#### [What to produce]
Go through the data below. List every line that holds the word "this".

(Rows from a dataset of pages and code)
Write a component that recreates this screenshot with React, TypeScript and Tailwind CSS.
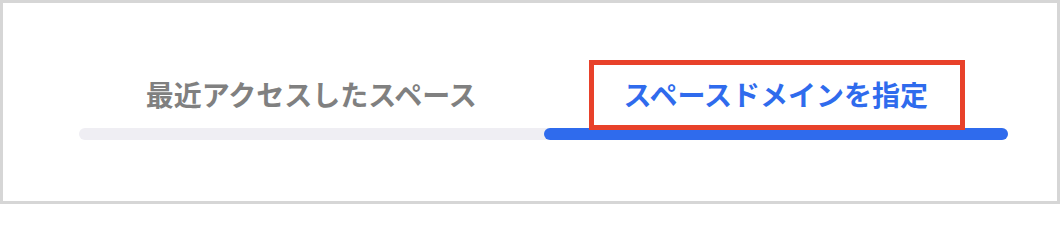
import React from 'react'

const tabs = [
  { label: '最近アクセスしたスペース', active: false },
  { label: 'スペースドメインを指定', active: true },
]

export default function App() {
  return (
    <div
      className="relative w-[1060px] h-[204px] border-[3px] border-[#d6d6d6] bg-white pl-[76px] pt-[73px]"
      style={{ fontFamily: '"Noto Sans CJK JP", "Noto Sans", sans-serif' }}
    >
      <div className="w-[929px]">
        {/* Tab labels */}
        <div className="flex">
          {tabs.map((t) => (
            <div
              key={t.label}
              className={
                t.active
                  ? 'flex-1 text-center text-[28px] leading-[36px] font-bold text-[#2f6bed]'
                  : 'flex-1 text-center text-[28px] leading-[36px] font-bold text-[#808080]'
              }
            >
              {t.label}
            </div>
          ))}
        </div>

        {/* Indicator */}
        <div className="mt-[16px] flex h-[12px] rounded-full bg-[#efeef3]">
          <div className="ml-auto w-1/2 rounded-full bg-[#2f6bed]" />
        </div>
      </div>

      {/* Annotation box */}
      <div className="absolute left-[586px] top-[57px] w-[376px] h-[70px] border-[5px] border-[#e8412a]" />
    </div>
  )
}
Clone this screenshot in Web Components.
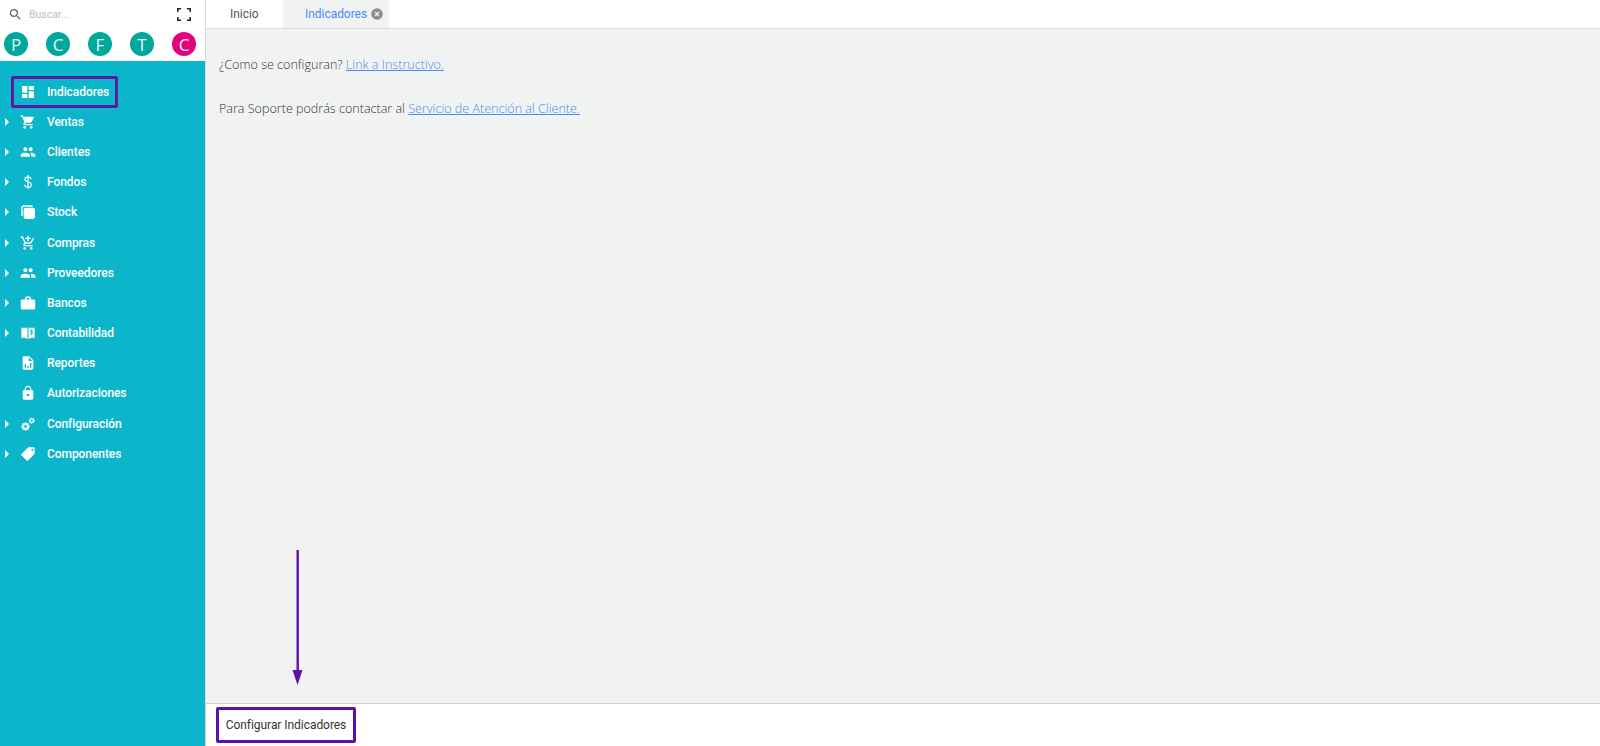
<!DOCTYPE html>
<html lang="es"><head><meta charset="utf-8"><title>Indicadores</title>
<style>
html,body{margin:0;height:100%;overflow:hidden;background:#fff;font-family:Roboto,sans-serif}
</style></head><body>
<app-shell>
  <side-bar slot="side">
    <nav-item label="Indicadores" icon="dash" highlight></nav-item>
    <nav-item label="Ventas" icon="cart" arrow></nav-item>
    <nav-item label="Clientes" icon="people" arrow></nav-item>
    <nav-item label="Fondos" icon="dollar" arrow></nav-item>
    <nav-item label="Stock" icon="stock" arrow></nav-item>
    <nav-item label="Compras" icon="cartplus" arrow></nav-item>
    <nav-item label="Proveedores" icon="people" arrow></nav-item>
    <nav-item label="Bancos" icon="case" arrow></nav-item>
    <nav-item label="Contabilidad" icon="book" arrow></nav-item>
    <nav-item label="Reportes" icon="report"></nav-item>
    <nav-item label="Autorizaciones" icon="lock"></nav-item>
    <nav-item label="Configuración" icon="gears" arrow></nav-item>
    <nav-item label="Componentes" icon="tag" arrow></nav-item>
  </side-bar>
  <main-panel slot="main"></main-panel>
</app-shell>
<script>
const ICONS={
dash:'<path d="M3 13h8V3H3zm0 8h8v-6H3zm10 0h8V11h-8zm0-18v6h8V3z"/>',
cart:'<path d="M7 18c-1.1 0-2 .9-2 2s.9 2 2 2 2-.9 2-2-.9-2-2-2zM1 2v2h2l3.6 7.6-1.35 2.4C4.52 15.37 5.48 17 7 17h12v-2H7.42a.25.25 0 0 1-.25-.25l.03-.12.9-1.63h7.45c.75 0 1.41-.41 1.75-1.03l3.58-6.49A1 1 0 0 0 20 4H5.21l-.94-2H1zm16 16c-1.1 0-2 .9-2 2s.9 2 2 2 2-.9 2-2-.9-2-2-2z"/>',
people:'<path d="M16 11c1.66 0 2.99-1.34 2.99-3S17.66 5 16 5s-3 1.34-3 3 1.34 3 3 3zm-8 0c1.66 0 2.99-1.34 2.99-3S9.66 5 8 5 5 6.34 5 8s1.34 3 3 3zm0 2c-2.33 0-7 1.17-7 3.5V19h14v-2.5C15 14.17 10.33 13 8 13zm8 0c-.29 0-.62.02-.97.05 1.16.84 1.97 1.97 1.97 3.45V19h6v-2.5c0-2.33-4.67-3.5-7-3.5z"/>',
dollar:'<path d="M16.6 7.6C16.3 5.6 14.6 4.3 12 4.3c-2.8 0-4.7 1.5-4.7 3.7 0 2.5 2.2 3.3 4.7 3.9 2.8.7 5 1.5 5 4.1 0 2.3-2.1 3.8-5 3.8-2.8 0-4.8-1.4-5.1-3.7M12 1.5v21" fill="none" stroke="#fff" stroke-width="1.7"/>',
stock:'<rect x="5.5" y="5.5" width="17" height="17" rx="3"/><path d="M3 18V6a3 3 0 0 1 3-3h13" fill="none" stroke="#fff" stroke-width="2"/>',
cartplus:'<path d="M11 9h2V6h3V4h-3V1h-2v3H8v2h3zM7 18c-1.1 0-1.99.9-1.99 2S5.9 22 7 22s2-.9 2-2-.9-2-2-2zm10 0c-1.1 0-1.99.9-1.99 2s.89 2 1.99 2 2-.9 2-2-.9-2-2-2zM7.17 14.75l.03-.12.9-1.63h7.45c.75 0 1.41-.41 1.75-1.03l3.86-7.01L19.42 4l-3.87 7H8.53L4.27 2H1v2h2l3.6 7.59-1.35 2.45C4.52 15.37 5.48 17 7 17h12v-2H7.42c-.13 0-.25-.11-.25-.25z"/>',
case:'<path d="M20 7h-4V5c0-1.1-.9-2-2-2h-4c-1.1 0-2 .9-2 2v2H4c-1.1 0-2 .9-2 2v10c0 1.1.9 2 2 2h16c1.1 0 2-.9 2-2V9c0-1.1-.9-2-2-2zm-6 0h-4V5h4z" transform="translate(12 12) scale(1.08) translate(-12 -12)"/>',
book:'<path d="M2 4h9.2v17L7 19H2zM12.8 4H22v15h-5l-4.2 2z"/><path d="M17.4 6.5v9M19.2 8.2h-2.5a1.1 1.1 0 0 0 0 2.4h1.4a1.2 1.2 0 0 1 0 2.4h-2.6" fill="none" stroke="#0bb6cb" stroke-width="1.2"/>',
report:'<path d="M14 2H6a2 2 0 0 0-2 2v16c0 1.1.9 2 2 2h12a2 2 0 0 0 2-2V8zM9 19H7v-5h2zm4 0h-2v-3h2zm4 0h-2v-7h2zM13 9V3.5L18.5 9z"/>',
lock:'<path d="M18 8h-1V6c0-2.76-2.24-5-5-5S7 3.24 7 6v2H6c-1.1 0-2 .9-2 2v10c0 1.1.9 2 2 2h12c1.1 0 2-.9 2-2V10c0-1.1-.9-2-2-2zm-6 9c-1.1 0-2-.9-2-2s.9-2 2-2 2 .9 2 2-.9 2-2 2zm3.1-9H8.9V6a3.1 3.1 0 0 1 6.2 0z"/>',
gears:'<g transform="translate(1 1) scale(.92)"><circle cx="8" cy="16" r="3.9" fill="none" stroke="#fff" stroke-width="3.2"/><path d="M8 9v2M8 21v2M1 16h2M13 16h2M3 11l1.4 1.4M11.6 19.6L13 21M3 21l1.4-1.4M11.6 12.4L13 11" stroke="#fff" stroke-width="2.2"/><circle cx="18" cy="6.5" r="2.9" fill="none" stroke="#fff" stroke-width="2.2"/><path d="M18 1.5v1.4M18 10.1v1.4M13 6.5h1.4M21.6 6.5H23M14.5 3l1 1M20.5 9l1 1M14.5 10l1-1M20.5 4l1-1" stroke="#fff" stroke-width="1.6"/></g>',
tag:'<path d="M21.41 11.58l-9-9C12.05 2.22 11.55 2 11 2H4c-1.1 0-2 .9-2 2v7c0 .55.22 1.05.59 1.42l9 9c.36.36.86.58 1.41.58s1.05-.22 1.41-.59l7-7c.37-.36.59-.86.59-1.41s-.23-1.06-.59-1.42zM5.5 7C4.67 7 4 6.33 4 5.5S4.67 4 5.5 4 7 4.67 7 5.5 6.33 7 5.5 7z" transform="rotate(90 12 12)"/>'
};
function def(name,html){customElements.define(name,class extends HTMLElement{connectedCallback(){if(this.shadowRoot)return;const r=this.attachShadow({mode:'open'});r.innerHTML=typeof html==='function'?html(this):html;}})}

def('app-shell',`<style>
:host{display:grid;grid-template-columns:206px 1fr;height:746px;width:1600px;position:relative}
</style><slot name="side"></slot><slot name="main"></slot>`);

def('search-head',`<style>
:host{display:block;height:61px;background:#fff;font-family:Roboto,sans-serif}
.top{display:flex;align-items:center;height:28px;padding:0 14px 0 8px}
.q{font-size:10.5px;color:#b9bdc2;margin-left:6px;flex:1}
.av{display:flex;justify-content:space-between;padding:4px 9px 0 4px}
</style>
<div class="top">
<svg width="15" height="15" viewBox="0 0 24 24" fill="#666"><path d="M15.5 14h-.79l-.28-.27A6.47 6.47 0 0 0 16 9.5 6.5 6.5 0 1 0 9.5 16c1.61 0 3.09-.59 4.23-1.57l.27.28v.79l5 4.99L20.49 19zm-6 0C7.01 14 5 11.99 5 9.5S7.01 5 9.5 5 14 7.01 14 9.5 11.99 14 9.5 14z"/></svg>
<span class="q">Buscar...</span>
<svg width="14" height="13" viewBox="0 0 14 13" fill="none" stroke="#222" stroke-width="1.5"><path d="M.8 4V.8H4M10 .8h3.2V4M.8 9v3.2H4M10 12.2h3.2V9"/></svg>
</div>
<div class="av"><round-badge>P</round-badge><round-badge>C</round-badge><round-badge>F</round-badge><round-badge>T</round-badge><round-badge pink>C</round-badge></div>`);

def('round-badge',`<style>
:host{display:flex;width:24px;height:24px;border-radius:50%;background:#00a79d;color:#e6f6f5;align-items:center;justify-content:center;font:400 17px "Open Sans",sans-serif}
:host([pink]){background:#e6007e}
</style><slot></slot>`);

def('side-bar',`<style>
:host{display:flex;flex-direction:column;height:746px;background:#0bb6cb;border-right:1px solid #d8d8d8;box-sizing:border-box;width:206px}
.list{display:block;padding-top:15.6px}
</style><search-head></search-head><div class="list"><slot></slot></div>`);

def('nav-item',el=>`<style>
:host{display:flex;align-items:center;height:30.2px;position:relative;font:500 12px Roboto,sans-serif;letter-spacing:-.07px;color:#fff}
.arrow{width:0;height:0;border-left:4.5px solid #fff;border-top:4px solid transparent;border-bottom:4px solid transparent;margin-left:5px}
.ic{position:absolute;left:20px;top:7px;width:16px;height:16px;display:block}
.lb{position:absolute;left:47px;top:0;line-height:30.2px;white-space:nowrap}
.box{position:absolute;left:11px;top:-1px;width:107px;height:32px;border:3px solid #5b1a9e;box-sizing:border-box;border-radius:2px}
</style>${el.hasAttribute('arrow')?'<span class="arrow"></span>':''}
<svg class="ic" viewBox="0 0 24 24" fill="#fff">${ICONS[el.getAttribute('icon')]}</svg>
<span class="lb">${el.getAttribute('label')}</span>
${el.hasAttribute('highlight')?'<span class="box"></span>':''}`);

def('tab-bar',`<style>
:host{display:flex;height:29px;box-sizing:border-box;border-bottom:1px solid #dcdcdc;background:#fff;font:400 12px Roboto,sans-serif;letter-spacing:-.04px}
.t{display:flex;align-items:center;height:28px;box-sizing:border-box}
.a{width:77px;padding-left:24px;color:#555}
.b{width:106px;padding-left:22px;background:#f1f3f3;color:#4a8af4;gap:4px}
.x{width:12px;height:12px;display:block}
</style><div class="t a">Inicio</div><div class="t b">Indicadores
<svg class="x" viewBox="0 0 12 12"><circle cx="6" cy="6" r="5.8" fill="#8d8d8d"/><path d="M4 4l4 4M8 4l-4 4" stroke="#f1f3f3" stroke-width="1.3"/></svg></div>`);

def('main-panel',`<style>
:host{display:flex;flex-direction:column;height:746px;position:relative;min-width:0}
.body{flex:1;background:#f1f3f3;padding:27px 13px 0;font:300 12.55px/17px "Open Sans",sans-serif;color:#333}
p{margin:0 0 27px}
a{color:#4a8af4;text-decoration:underline}
.foot{height:43px;box-sizing:border-box;border-top:1px solid #cfcfcf;background:#fff;padding:3px 0 0 10px}
.btn{display:flex;align-items:center;justify-content:center;width:140px;height:36px;box-sizing:border-box;border:3px solid #5b12a8;border-radius:2px;font:400 12px Roboto,sans-serif;letter-spacing:-.05px;color:#333}
.arrow{position:absolute;left:85px;top:550px;width:12px;height:135px}
</style>
<tab-bar></tab-bar>
<div class="body"><p>¿Como se configuran? <a href="#">Link a Instructivo.</a></p>
<p>Para Soporte podrás contactar al <a href="#">Servicio de Atención al Cliente.</a></p></div>
<div class="foot"><div class="btn">Configurar Indicadores</div></div>
<svg class="arrow" viewBox="0 0 12 135"><path d="M6.7 0v122" stroke="#5b12a8" stroke-width="2.4" fill="none"/><path d="M1.5 120h10L6.5 135z" fill="#5b12a8"/></svg>`);
</script>
</body></html>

#### [Expected answer]
Write a component that recreates this screenshot with React, TypeScript and Tailwind CSS.
Clone this screenshot in Web Components.
function def(name,html){customElements.define(name,class extends HTMLElement{connectedCallback(){if(this.shadowRoot)return;const r=this.attachShadow({mode:'open'});r.innerHTML=typeof html==='function'?html(this):html;}})}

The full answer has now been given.